### INFORMATION PROVIDED

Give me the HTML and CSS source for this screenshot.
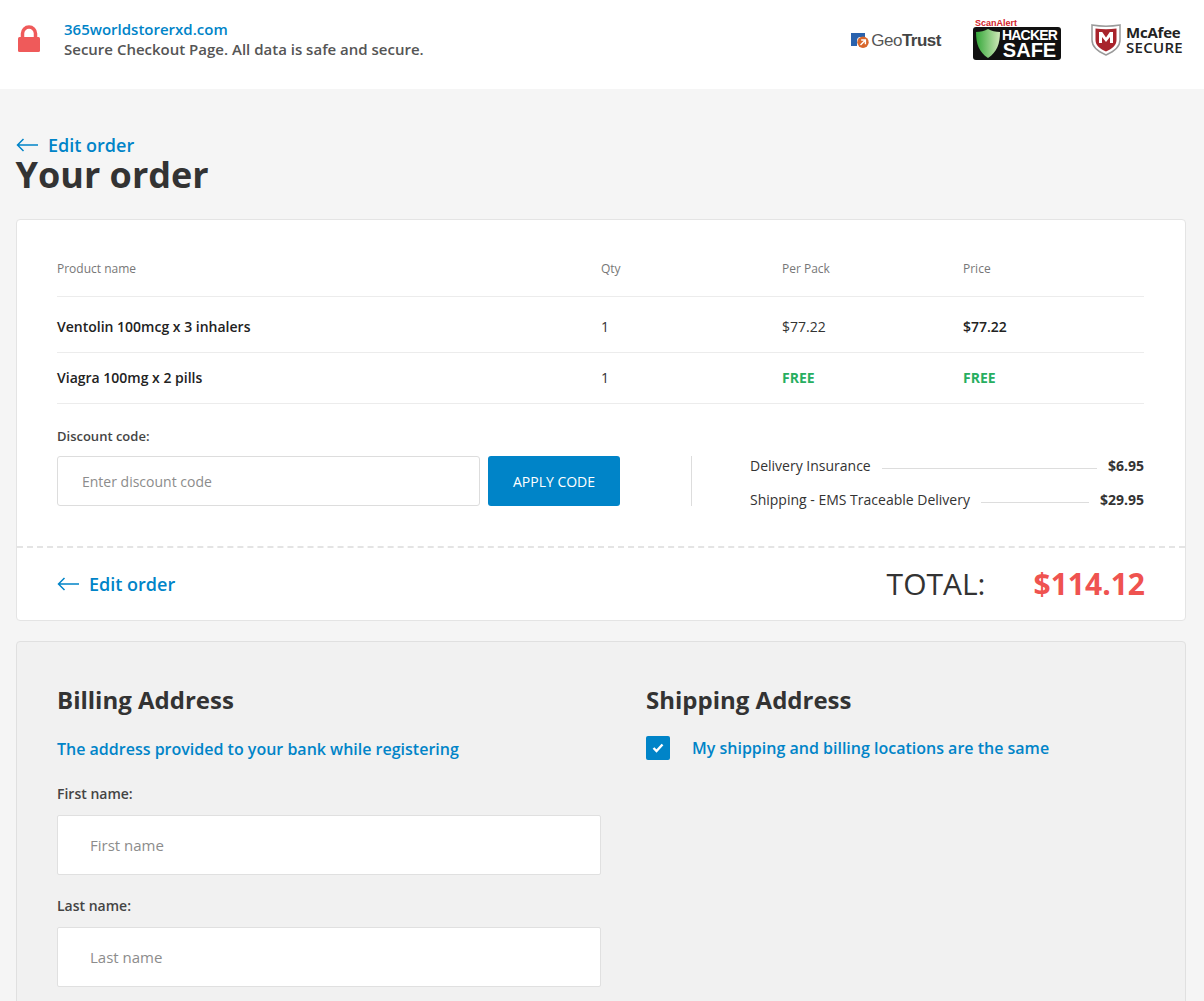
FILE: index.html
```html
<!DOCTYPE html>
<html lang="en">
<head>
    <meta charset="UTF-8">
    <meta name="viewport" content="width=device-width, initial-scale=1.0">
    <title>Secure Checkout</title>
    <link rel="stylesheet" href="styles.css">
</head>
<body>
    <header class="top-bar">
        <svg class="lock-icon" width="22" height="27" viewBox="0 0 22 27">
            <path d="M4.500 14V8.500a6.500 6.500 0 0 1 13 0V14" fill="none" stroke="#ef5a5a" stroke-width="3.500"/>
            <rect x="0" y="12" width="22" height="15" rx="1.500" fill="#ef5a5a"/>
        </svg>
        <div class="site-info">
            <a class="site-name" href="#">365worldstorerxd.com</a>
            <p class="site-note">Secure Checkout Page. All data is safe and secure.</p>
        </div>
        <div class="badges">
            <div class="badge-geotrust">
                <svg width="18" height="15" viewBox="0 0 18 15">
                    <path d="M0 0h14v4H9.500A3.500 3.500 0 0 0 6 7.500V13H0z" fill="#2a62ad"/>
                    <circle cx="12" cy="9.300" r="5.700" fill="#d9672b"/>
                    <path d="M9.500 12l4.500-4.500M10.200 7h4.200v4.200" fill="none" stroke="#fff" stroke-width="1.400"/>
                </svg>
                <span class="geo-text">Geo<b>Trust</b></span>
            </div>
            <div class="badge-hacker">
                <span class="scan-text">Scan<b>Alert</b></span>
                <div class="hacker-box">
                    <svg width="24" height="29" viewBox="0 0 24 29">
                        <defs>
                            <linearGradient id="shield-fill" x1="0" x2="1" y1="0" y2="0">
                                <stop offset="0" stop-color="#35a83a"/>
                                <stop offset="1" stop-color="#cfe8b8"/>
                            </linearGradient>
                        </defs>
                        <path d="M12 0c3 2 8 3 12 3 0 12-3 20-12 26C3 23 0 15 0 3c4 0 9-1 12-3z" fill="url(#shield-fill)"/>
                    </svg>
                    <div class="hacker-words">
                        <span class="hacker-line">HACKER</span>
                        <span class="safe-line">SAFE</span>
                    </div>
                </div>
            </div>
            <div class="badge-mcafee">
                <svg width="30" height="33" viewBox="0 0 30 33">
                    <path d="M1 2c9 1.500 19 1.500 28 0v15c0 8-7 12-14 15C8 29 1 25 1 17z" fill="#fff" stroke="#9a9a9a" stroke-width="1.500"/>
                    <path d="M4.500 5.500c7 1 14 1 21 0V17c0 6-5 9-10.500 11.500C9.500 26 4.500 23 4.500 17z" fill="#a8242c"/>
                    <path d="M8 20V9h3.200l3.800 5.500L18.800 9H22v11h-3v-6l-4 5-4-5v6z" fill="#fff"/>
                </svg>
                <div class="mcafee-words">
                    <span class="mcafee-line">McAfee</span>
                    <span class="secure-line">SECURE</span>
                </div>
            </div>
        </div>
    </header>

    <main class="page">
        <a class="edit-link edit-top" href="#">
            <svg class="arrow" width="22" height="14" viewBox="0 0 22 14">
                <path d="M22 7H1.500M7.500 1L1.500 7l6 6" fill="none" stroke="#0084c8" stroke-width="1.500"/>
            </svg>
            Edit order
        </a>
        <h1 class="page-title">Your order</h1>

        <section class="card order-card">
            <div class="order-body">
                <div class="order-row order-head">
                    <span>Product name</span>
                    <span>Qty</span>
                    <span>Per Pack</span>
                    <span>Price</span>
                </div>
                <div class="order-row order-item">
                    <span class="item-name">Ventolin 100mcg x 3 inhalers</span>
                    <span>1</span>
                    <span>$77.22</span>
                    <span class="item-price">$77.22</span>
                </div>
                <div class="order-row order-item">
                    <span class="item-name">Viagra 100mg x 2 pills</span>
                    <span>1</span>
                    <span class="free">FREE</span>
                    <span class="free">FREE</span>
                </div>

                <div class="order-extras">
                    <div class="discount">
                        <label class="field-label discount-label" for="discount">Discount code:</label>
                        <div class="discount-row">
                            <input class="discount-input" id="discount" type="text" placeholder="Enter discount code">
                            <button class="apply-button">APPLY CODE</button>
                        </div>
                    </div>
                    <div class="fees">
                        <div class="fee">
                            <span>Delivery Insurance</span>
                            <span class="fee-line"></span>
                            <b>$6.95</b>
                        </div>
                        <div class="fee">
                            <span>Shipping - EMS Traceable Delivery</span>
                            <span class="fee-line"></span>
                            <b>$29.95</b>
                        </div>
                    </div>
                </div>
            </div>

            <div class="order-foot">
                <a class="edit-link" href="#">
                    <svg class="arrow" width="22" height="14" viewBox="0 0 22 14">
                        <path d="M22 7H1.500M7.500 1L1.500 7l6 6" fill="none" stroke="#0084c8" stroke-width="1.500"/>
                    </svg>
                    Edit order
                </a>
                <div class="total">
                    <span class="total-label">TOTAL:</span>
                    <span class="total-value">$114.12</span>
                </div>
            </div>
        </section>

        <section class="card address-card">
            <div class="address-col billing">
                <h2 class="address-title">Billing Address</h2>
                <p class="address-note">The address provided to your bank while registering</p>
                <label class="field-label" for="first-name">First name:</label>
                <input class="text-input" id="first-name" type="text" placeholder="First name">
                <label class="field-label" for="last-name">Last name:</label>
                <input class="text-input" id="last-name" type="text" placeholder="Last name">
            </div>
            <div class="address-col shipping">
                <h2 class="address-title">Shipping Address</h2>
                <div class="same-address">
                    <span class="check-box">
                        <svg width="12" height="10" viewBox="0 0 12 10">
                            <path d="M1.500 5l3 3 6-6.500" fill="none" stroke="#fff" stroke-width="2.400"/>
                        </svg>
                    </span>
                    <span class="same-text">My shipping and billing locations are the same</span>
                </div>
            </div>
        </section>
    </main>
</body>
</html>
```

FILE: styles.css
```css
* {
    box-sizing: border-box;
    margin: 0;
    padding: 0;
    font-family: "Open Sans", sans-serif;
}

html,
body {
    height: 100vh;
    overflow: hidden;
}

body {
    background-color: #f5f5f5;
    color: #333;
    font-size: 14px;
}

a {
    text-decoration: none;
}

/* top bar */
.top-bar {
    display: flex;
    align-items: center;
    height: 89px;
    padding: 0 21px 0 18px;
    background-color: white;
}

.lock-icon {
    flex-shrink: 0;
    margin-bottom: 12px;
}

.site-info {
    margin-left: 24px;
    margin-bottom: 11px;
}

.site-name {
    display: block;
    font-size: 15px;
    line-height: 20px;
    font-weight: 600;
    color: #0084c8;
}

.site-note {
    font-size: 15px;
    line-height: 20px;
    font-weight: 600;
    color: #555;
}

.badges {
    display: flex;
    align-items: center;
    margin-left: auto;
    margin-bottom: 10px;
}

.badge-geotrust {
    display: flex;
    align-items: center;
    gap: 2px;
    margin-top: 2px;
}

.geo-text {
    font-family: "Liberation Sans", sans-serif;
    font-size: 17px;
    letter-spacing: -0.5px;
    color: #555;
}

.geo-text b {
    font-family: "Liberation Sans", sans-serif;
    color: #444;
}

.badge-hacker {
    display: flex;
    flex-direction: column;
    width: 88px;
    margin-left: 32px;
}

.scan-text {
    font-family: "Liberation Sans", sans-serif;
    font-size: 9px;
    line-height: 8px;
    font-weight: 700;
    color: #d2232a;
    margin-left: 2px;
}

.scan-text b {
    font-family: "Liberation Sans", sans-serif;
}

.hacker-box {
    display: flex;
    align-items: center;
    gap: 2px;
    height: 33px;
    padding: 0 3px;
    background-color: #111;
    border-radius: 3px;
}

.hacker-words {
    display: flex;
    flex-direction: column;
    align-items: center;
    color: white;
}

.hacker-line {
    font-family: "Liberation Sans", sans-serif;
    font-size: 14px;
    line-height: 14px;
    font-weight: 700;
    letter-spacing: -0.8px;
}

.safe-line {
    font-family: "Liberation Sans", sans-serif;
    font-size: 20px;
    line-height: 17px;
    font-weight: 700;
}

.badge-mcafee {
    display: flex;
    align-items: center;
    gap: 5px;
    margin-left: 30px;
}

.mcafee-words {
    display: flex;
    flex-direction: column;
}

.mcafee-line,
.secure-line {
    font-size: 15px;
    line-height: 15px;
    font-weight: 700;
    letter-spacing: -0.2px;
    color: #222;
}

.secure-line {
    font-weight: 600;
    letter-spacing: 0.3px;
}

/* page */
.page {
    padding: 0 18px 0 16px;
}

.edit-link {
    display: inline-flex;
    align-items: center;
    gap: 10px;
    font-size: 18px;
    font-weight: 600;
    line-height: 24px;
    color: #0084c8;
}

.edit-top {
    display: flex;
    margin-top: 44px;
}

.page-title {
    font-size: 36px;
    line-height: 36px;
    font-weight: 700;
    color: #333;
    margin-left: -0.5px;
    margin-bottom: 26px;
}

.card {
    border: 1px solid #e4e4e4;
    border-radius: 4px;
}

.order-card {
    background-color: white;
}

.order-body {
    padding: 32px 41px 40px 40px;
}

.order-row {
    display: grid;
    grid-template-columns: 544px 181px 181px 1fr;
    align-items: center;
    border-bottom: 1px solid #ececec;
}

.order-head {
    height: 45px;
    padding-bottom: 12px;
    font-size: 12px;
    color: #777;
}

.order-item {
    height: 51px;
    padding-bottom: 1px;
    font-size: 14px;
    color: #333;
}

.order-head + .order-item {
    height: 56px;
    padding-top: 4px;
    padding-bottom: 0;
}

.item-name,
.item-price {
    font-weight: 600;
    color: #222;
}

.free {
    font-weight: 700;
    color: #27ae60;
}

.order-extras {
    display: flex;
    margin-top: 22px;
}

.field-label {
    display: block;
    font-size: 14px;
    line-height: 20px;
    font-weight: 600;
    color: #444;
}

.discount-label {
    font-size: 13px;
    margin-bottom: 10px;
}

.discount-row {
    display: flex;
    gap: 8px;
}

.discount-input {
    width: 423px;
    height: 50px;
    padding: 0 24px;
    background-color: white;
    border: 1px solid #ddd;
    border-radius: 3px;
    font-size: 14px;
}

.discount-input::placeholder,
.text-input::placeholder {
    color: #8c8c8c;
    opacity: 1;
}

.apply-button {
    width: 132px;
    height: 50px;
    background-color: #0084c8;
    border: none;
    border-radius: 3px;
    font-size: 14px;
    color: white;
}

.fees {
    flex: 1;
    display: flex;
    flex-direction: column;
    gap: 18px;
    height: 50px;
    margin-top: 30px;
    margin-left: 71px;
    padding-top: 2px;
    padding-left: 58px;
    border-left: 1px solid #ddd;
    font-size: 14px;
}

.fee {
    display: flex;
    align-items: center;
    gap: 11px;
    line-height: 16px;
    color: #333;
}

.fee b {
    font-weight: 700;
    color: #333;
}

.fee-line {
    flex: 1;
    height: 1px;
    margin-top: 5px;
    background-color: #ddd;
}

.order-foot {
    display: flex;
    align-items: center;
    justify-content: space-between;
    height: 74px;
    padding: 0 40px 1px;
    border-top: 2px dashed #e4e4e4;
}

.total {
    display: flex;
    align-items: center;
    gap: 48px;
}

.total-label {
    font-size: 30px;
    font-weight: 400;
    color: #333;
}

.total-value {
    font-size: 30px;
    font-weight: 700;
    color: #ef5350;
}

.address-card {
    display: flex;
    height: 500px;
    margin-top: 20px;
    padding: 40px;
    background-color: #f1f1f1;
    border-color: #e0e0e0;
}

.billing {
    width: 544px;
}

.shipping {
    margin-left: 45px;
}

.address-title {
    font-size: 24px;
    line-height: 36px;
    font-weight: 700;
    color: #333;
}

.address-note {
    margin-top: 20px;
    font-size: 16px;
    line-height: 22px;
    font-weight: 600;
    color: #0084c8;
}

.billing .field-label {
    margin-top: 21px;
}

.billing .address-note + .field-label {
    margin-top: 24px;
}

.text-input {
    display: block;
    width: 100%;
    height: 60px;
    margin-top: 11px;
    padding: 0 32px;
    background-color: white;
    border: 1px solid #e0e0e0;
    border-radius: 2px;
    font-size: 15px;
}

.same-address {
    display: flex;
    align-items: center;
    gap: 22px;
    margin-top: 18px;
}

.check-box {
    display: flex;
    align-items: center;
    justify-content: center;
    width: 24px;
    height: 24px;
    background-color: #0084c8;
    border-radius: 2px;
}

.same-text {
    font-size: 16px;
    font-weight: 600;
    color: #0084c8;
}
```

==

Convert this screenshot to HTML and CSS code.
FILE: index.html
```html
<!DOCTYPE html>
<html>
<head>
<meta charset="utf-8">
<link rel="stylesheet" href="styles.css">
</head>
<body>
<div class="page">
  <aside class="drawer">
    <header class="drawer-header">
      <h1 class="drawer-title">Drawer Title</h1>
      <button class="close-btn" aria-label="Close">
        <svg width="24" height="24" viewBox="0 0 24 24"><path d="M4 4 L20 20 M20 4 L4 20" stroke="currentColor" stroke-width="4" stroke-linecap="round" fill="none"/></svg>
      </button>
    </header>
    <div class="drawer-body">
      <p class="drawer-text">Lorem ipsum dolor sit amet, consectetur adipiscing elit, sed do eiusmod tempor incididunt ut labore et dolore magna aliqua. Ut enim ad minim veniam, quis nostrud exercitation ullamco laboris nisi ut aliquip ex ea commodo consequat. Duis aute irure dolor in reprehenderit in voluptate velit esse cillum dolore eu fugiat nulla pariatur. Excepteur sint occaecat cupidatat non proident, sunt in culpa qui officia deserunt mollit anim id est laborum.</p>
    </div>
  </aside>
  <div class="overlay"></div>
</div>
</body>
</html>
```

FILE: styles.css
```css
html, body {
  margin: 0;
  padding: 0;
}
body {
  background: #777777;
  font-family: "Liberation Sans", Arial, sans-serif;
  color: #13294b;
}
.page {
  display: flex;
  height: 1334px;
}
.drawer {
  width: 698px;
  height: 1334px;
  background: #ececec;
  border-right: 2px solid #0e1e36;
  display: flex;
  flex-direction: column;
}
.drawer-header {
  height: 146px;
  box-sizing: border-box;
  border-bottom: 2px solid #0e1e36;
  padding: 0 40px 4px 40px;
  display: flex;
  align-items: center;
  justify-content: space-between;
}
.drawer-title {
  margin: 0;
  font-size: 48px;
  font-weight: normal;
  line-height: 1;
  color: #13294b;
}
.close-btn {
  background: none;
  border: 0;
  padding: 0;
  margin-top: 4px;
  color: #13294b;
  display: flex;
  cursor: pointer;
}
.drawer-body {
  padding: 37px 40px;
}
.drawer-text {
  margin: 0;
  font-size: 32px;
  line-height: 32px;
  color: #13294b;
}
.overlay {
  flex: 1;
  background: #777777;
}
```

### WRITTEN INSTRUCTION
Gather from the records above every line containing the string "this".

### EXERCISE RESPONSE
Give me the HTML and CSS source for this screenshot.
Convert this screenshot to HTML and CSS code.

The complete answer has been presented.